BRIEF:
Every record that follows must be duplicated exactly, with images left out.

___ INPUT RECORDS

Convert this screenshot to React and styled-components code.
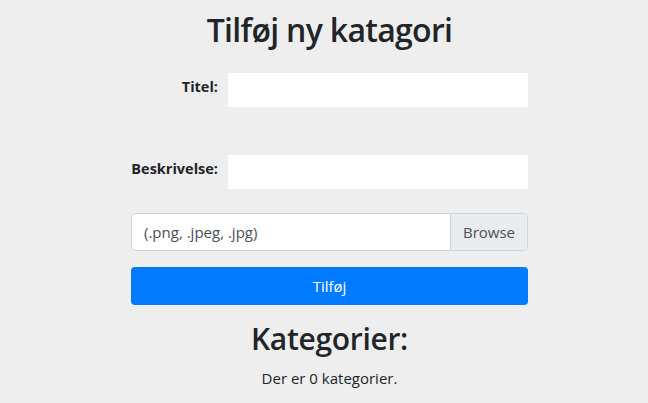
import React from "react";
import styled, { createGlobalStyle } from "styled-components";

const Global = createGlobalStyle`
  html, body { margin: 0; padding: 0; background: #eeeeee; }
  body { font-family: "Open Sans", "Noto Sans", sans-serif; color: #212529; }
`;

const Page = styled.div`
  width: 397px;
  margin-left: 131px;
  display: flex;
  flex-direction: column;
`;

const Title = styled.h1`
  margin: 10px 0 0;
  font-size: 32px;
  font-weight: 600;
  letter-spacing: -0.7px;
  line-height: 40px;
  text-align: center;
`;

const Row = styled.div`
  display: grid;
  grid-template-columns: 87px 300px;
  column-gap: 10px;
  margin-top: ${(p) => p.$mt}px;
`;

const Label = styled.label`
  text-align: right;
  font-weight: 700;
  font-size: 14.5px;
  line-height: 20px;
  padding-top: ${(p) => p.$pt}px;
`;

const TextInput = styled.input`
  height: 34px;
  border: none;
  background: #fff;
  box-sizing: border-box;
  outline: none;
  padding: 0 8px;
`;

const FileGroup = styled.div`
  display: flex;
  height: 38px;
  box-sizing: border-box;
  border: 1px solid #ced4da;
  border-radius: 4px;
  background: #fff;
  margin-top: 24px;
  overflow: hidden;
  font-size: 15px;
`;

const FileText = styled.div`
  flex: 1;
  display: flex;
  align-items: center;
  padding-left: 12px;
  color: #495057;
`;

const Browse = styled.div`
  width: 76px;
  display: flex;
  align-items: center;
  justify-content: center;
  background: #e9ecef;
  border-left: 1px solid #ced4da;
  color: #495057;
`;

const Submit = styled.button`
  margin-top: 16px;
  height: 38px;
  border: none;
  border-radius: 4px;
  background: #007bff;
  color: #fff;
  font-family: inherit;
  font-size: 15px;
  cursor: pointer;
`;

const SubTitle = styled.h2`
  margin: 15px 0 0;
  font-size: 30px;
  font-weight: 600;
  letter-spacing: -0.3px;
  line-height: 38px;
  text-align: center;
`;

const Info = styled.p`
  margin: 9px 0 0;
  font-size: 15px;
  line-height: 22px;
  text-align: center;
`;

export default function App() {
  return (
    <>
      <Global />
      <Page>
        <Title>Tilføj ny katagori</Title>
        <Row $mt={23}>
          <Label $pt={4}>Titel:</Label>
          <TextInput />
        </Row>
        <Row $mt={48}>
          <Label $pt={4}>Beskrivelse:</Label>
          <TextInput />
        </Row>
        <FileGroup>
          <FileText>(.png, .jpeg, .jpg)</FileText>
          <Browse>Browse</Browse>
        </FileGroup>
        <Submit>Tilføj</Submit>
        <SubTitle>Kategorier:</SubTitle>
        <Info>Der er 0 kategorier.</Info>
      </Page>
    </>
  );
}
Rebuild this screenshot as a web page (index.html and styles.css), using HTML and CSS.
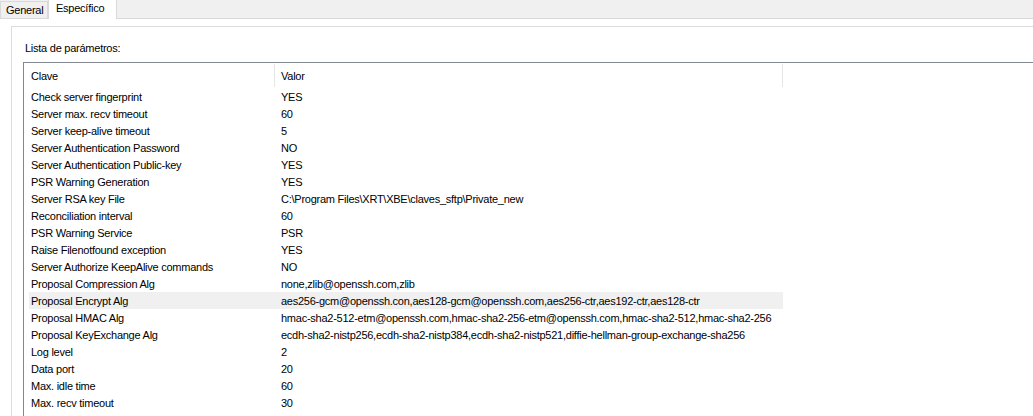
FILE: index.html
```html
<!DOCTYPE html>
<html>
<head>
<meta charset="utf-8">
<link rel="stylesheet" href="styles.css">
</head>
<body>
<div class="tabstrip">
  <div class="tab">General</div>
  <div class="tab active">Específico</div>
</div>
<div class="page">
  <div class="group">
    <div class="label">Lista de parámetros:</div>
    <div class="list">
      <div class="header">
        <div class="hcell first">Clave</div>
        <div class="hcell second">Valor</div>
      </div>
      <div class="rows">
        <div class="row"><span>Check server fingerprint</span><span>YES</span></div>
        <div class="row"><span>Server max. recv timeout</span><span>60</span></div>
        <div class="row"><span>Server keep-alive timeout</span><span>5</span></div>
        <div class="row"><span>Server Authentication Password</span><span>NO</span></div>
        <div class="row"><span>Server Authentication Public-key</span><span>YES</span></div>
        <div class="row"><span>PSR Warning Generation</span><span>YES</span></div>
        <div class="row"><span>Server RSA key File</span><span>C:\Program Files\XRT\XBE\claves_sftp\Private_new</span></div>
        <div class="row"><span>Reconciliation interval</span><span>60</span></div>
        <div class="row"><span>PSR Warning Service</span><span>PSR</span></div>
        <div class="row"><span>Raise Filenotfound exception</span><span>YES</span></div>
        <div class="row"><span>Server Authorize KeepAlive commands</span><span>NO</span></div>
        <div class="row"><span>Proposal Compression Alg</span><span>none,zlib@openssh.com,zlib</span></div>
        <div class="row hl"><span>Proposal Encrypt Alg</span><span>aes256-gcm@openssh.con,aes128-gcm@openssh.com,aes256-ctr,aes192-ctr,aes128-ctr</span></div>
        <div class="row"><span>Proposal HMAC Alg</span><span>hmac-sha2-512-etm@openssh.com,hmac-sha2-256-etm@openssh.com,hmac-sha2-512,hmac-sha2-256</span></div>
        <div class="row"><span>Proposal KeyExchange Alg</span><span>ecdh-sha2-nistp256,ecdh-sha2-nistp384,ecdh-sha2-nistp521,diffie-hellman-group-exchange-sha256</span></div>
        <div class="row"><span>Log level</span><span>2</span></div>
        <div class="row"><span>Data port</span><span>20</span></div>
        <div class="row"><span>Max. idle time</span><span>60</span></div>
        <div class="row"><span>Max. recv timeout</span><span>30</span></div>
      </div>
    </div>
  </div>
</div>
</body>
</html>
```

FILE: styles.css
```css
html, body {
  margin: 0;
  padding: 0;
}
body {
  width: 1033px;
  height: 416px;
  overflow: hidden;
  background: #ffffff;
  font-family: "Liberation Sans", Arial, sans-serif;
  font-size: 11px;
  letter-spacing: -0.25px;
  color: #000000;
}
.tabstrip {
  display: flex;
  align-items: flex-end;
  height: 18px;
  background: #f0f0f0;
  border-bottom: 1px solid #d9d9d9;
}
.tab {
  height: 16px;
  line-height: 17px;
  padding: 0 4px 0 5px;
  background: #f0f0f0;
  border: 1px solid #d9d9d9;
  border-bottom: none;
  width: 37px;
}
.tab.active {
  height: 19px;
  line-height: 17px;
  margin-bottom: -1px;
  background: #ffffff;
  width: 56px;
  padding-left: 7px;
  margin-left: 0;
}
.page {
  padding: 7px 0 0 11px;
  height: 390px;
  overflow: hidden;
}
.group {
  border-top: 1px solid #dcdcdc;
  border-left: 1px solid #dcdcdc;
  padding: 15px 0 0 11px;
  height: 374px;
  overflow: hidden;
}
.label {
  height: 20px;
  line-height: 13px;
  padding-left: 2px;
}
.list {
  border-top: 1px solid #828790;
  border-left: 1px solid #828790;
  height: 353px;
  overflow: hidden;
}
.header {
  display: flex;
  height: 25px;
}
.hcell {
  line-height: 24px;
  box-sizing: border-box;
  margin-top: 1px;
  height: 23px;
  border-right: 1px solid #e5e5e5;
}
.hcell.first {
  width: 251px;
  padding-left: 7px;
}
.hcell.second {
  width: 508px;
  padding-left: 6px;
}
.rows {
  padding-left: 5px;
}
.row {
  display: grid;
  grid-template-columns: 250px 504px;
  width: 754px;
  height: 17px;
  line-height: 18px;
  white-space: nowrap;
}
.row span {
  padding-left: 2px;
}
.row.hl {
  background: #f0f0f0;
}
```
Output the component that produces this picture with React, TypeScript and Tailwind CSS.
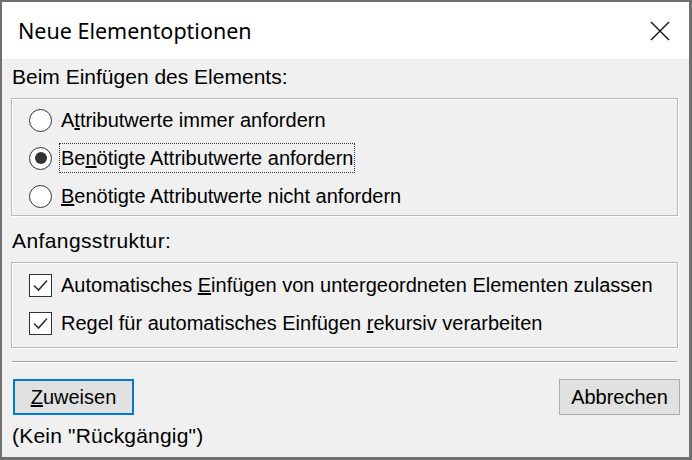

______

EXERCISE OUTPUT:
Convert this screenshot to React and styled-components code.
import React from "react";
import styled, { createGlobalStyle } from "styled-components";

const Global = createGlobalStyle`
  html, body { margin: 0; padding: 0; background: #eeeeee; }
  body { font-family: "Open Sans", "Noto Sans", sans-serif; color: #212529; }
`;

const Page = styled.div`
  width: 397px;
  margin-left: 131px;
  display: flex;
  flex-direction: column;
`;

const Title = styled.h1`
  margin: 10px 0 0;
  font-size: 32px;
  font-weight: 600;
  letter-spacing: -0.7px;
  line-height: 40px;
  text-align: center;
`;

const Row = styled.div`
  display: grid;
  grid-template-columns: 87px 300px;
  column-gap: 10px;
  margin-top: ${(p) => p.$mt}px;
`;

const Label = styled.label`
  text-align: right;
  font-weight: 700;
  font-size: 14.5px;
  line-height: 20px;
  padding-top: ${(p) => p.$pt}px;
`;

const TextInput = styled.input`
  height: 34px;
  border: none;
  background: #fff;
  box-sizing: border-box;
  outline: none;
  padding: 0 8px;
`;

const FileGroup = styled.div`
  display: flex;
  height: 38px;
  box-sizing: border-box;
  border: 1px solid #ced4da;
  border-radius: 4px;
  background: #fff;
  margin-top: 24px;
  overflow: hidden;
  font-size: 15px;
`;

const FileText = styled.div`
  flex: 1;
  display: flex;
  align-items: center;
  padding-left: 12px;
  color: #495057;
`;

const Browse = styled.div`
  width: 76px;
  display: flex;
  align-items: center;
  justify-content: center;
  background: #e9ecef;
  border-left: 1px solid #ced4da;
  color: #495057;
`;

const Submit = styled.button`
  margin-top: 16px;
  height: 38px;
  border: none;
  border-radius: 4px;
  background: #007bff;
  color: #fff;
  font-family: inherit;
  font-size: 15px;
  cursor: pointer;
`;

const SubTitle = styled.h2`
  margin: 15px 0 0;
  font-size: 30px;
  font-weight: 600;
  letter-spacing: -0.3px;
  line-height: 38px;
  text-align: center;
`;

const Info = styled.p`
  margin: 9px 0 0;
  font-size: 15px;
  line-height: 22px;
  text-align: center;
`;

export default function App() {
  return (
    <>
      <Global />
      <Page>
        <Title>Tilføj ny katagori</Title>
        <Row $mt={23}>
          <Label $pt={4}>Titel:</Label>
          <TextInput />
        </Row>
        <Row $mt={48}>
          <Label $pt={4}>Beskrivelse:</Label>
          <TextInput />
        </Row>
        <FileGroup>
          <FileText>(.png, .jpeg, .jpg)</FileText>
          <Browse>Browse</Browse>
        </FileGroup>
        <Submit>Tilføj</Submit>
        <SubTitle>Kategorier:</SubTitle>
        <Info>Der er 0 kategorier.</Info>
      </Page>
    </>
  );
}
Rebuild this screenshot as a web page (index.html and styles.css), using HTML and CSS.
FILE: index.html
```html
<!DOCTYPE html>
<html>
<head>
<meta charset="utf-8">
<link rel="stylesheet" href="styles.css">
</head>
<body>
<div class="tabstrip">
  <div class="tab">General</div>
  <div class="tab active">Específico</div>
</div>
<div class="page">
  <div class="group">
    <div class="label">Lista de parámetros:</div>
    <div class="list">
      <div class="header">
        <div class="hcell first">Clave</div>
        <div class="hcell second">Valor</div>
      </div>
      <div class="rows">
        <div class="row"><span>Check server fingerprint</span><span>YES</span></div>
        <div class="row"><span>Server max. recv timeout</span><span>60</span></div>
        <div class="row"><span>Server keep-alive timeout</span><span>5</span></div>
        <div class="row"><span>Server Authentication Password</span><span>NO</span></div>
        <div class="row"><span>Server Authentication Public-key</span><span>YES</span></div>
        <div class="row"><span>PSR Warning Generation</span><span>YES</span></div>
        <div class="row"><span>Server RSA key File</span><span>C:\Program Files\XRT\XBE\claves_sftp\Private_new</span></div>
        <div class="row"><span>Reconciliation interval</span><span>60</span></div>
        <div class="row"><span>PSR Warning Service</span><span>PSR</span></div>
        <div class="row"><span>Raise Filenotfound exception</span><span>YES</span></div>
        <div class="row"><span>Server Authorize KeepAlive commands</span><span>NO</span></div>
        <div class="row"><span>Proposal Compression Alg</span><span>none,zlib@openssh.com,zlib</span></div>
        <div class="row hl"><span>Proposal Encrypt Alg</span><span>aes256-gcm@openssh.con,aes128-gcm@openssh.com,aes256-ctr,aes192-ctr,aes128-ctr</span></div>
        <div class="row"><span>Proposal HMAC Alg</span><span>hmac-sha2-512-etm@openssh.com,hmac-sha2-256-etm@openssh.com,hmac-sha2-512,hmac-sha2-256</span></div>
        <div class="row"><span>Proposal KeyExchange Alg</span><span>ecdh-sha2-nistp256,ecdh-sha2-nistp384,ecdh-sha2-nistp521,diffie-hellman-group-exchange-sha256</span></div>
        <div class="row"><span>Log level</span><span>2</span></div>
        <div class="row"><span>Data port</span><span>20</span></div>
        <div class="row"><span>Max. idle time</span><span>60</span></div>
        <div class="row"><span>Max. recv timeout</span><span>30</span></div>
      </div>
    </div>
  </div>
</div>
</body>
</html>
```

FILE: styles.css
```css
html, body {
  margin: 0;
  padding: 0;
}
body {
  width: 1033px;
  height: 416px;
  overflow: hidden;
  background: #ffffff;
  font-family: "Liberation Sans", Arial, sans-serif;
  font-size: 11px;
  letter-spacing: -0.25px;
  color: #000000;
}
.tabstrip {
  display: flex;
  align-items: flex-end;
  height: 18px;
  background: #f0f0f0;
  border-bottom: 1px solid #d9d9d9;
}
.tab {
  height: 16px;
  line-height: 17px;
  padding: 0 4px 0 5px;
  background: #f0f0f0;
  border: 1px solid #d9d9d9;
  border-bottom: none;
  width: 37px;
}
.tab.active {
  height: 19px;
  line-height: 17px;
  margin-bottom: -1px;
  background: #ffffff;
  width: 56px;
  padding-left: 7px;
  margin-left: 0;
}
.page {
  padding: 7px 0 0 11px;
  height: 390px;
  overflow: hidden;
}
.group {
  border-top: 1px solid #dcdcdc;
  border-left: 1px solid #dcdcdc;
  padding: 15px 0 0 11px;
  height: 374px;
  overflow: hidden;
}
.label {
  height: 20px;
  line-height: 13px;
  padding-left: 2px;
}
.list {
  border-top: 1px solid #828790;
  border-left: 1px solid #828790;
  height: 353px;
  overflow: hidden;
}
.header {
  display: flex;
  height: 25px;
}
.hcell {
  line-height: 24px;
  box-sizing: border-box;
  margin-top: 1px;
  height: 23px;
  border-right: 1px solid #e5e5e5;
}
.hcell.first {
  width: 251px;
  padding-left: 7px;
}
.hcell.second {
  width: 508px;
  padding-left: 6px;
}
.rows {
  padding-left: 5px;
}
.row {
  display: grid;
  grid-template-columns: 250px 504px;
  width: 754px;
  height: 17px;
  line-height: 18px;
  white-space: nowrap;
}
.row span {
  padding-left: 2px;
}
.row.hl {
  background: #f0f0f0;
}
```
Output the component that produces this picture with React, TypeScript and Tailwind CSS.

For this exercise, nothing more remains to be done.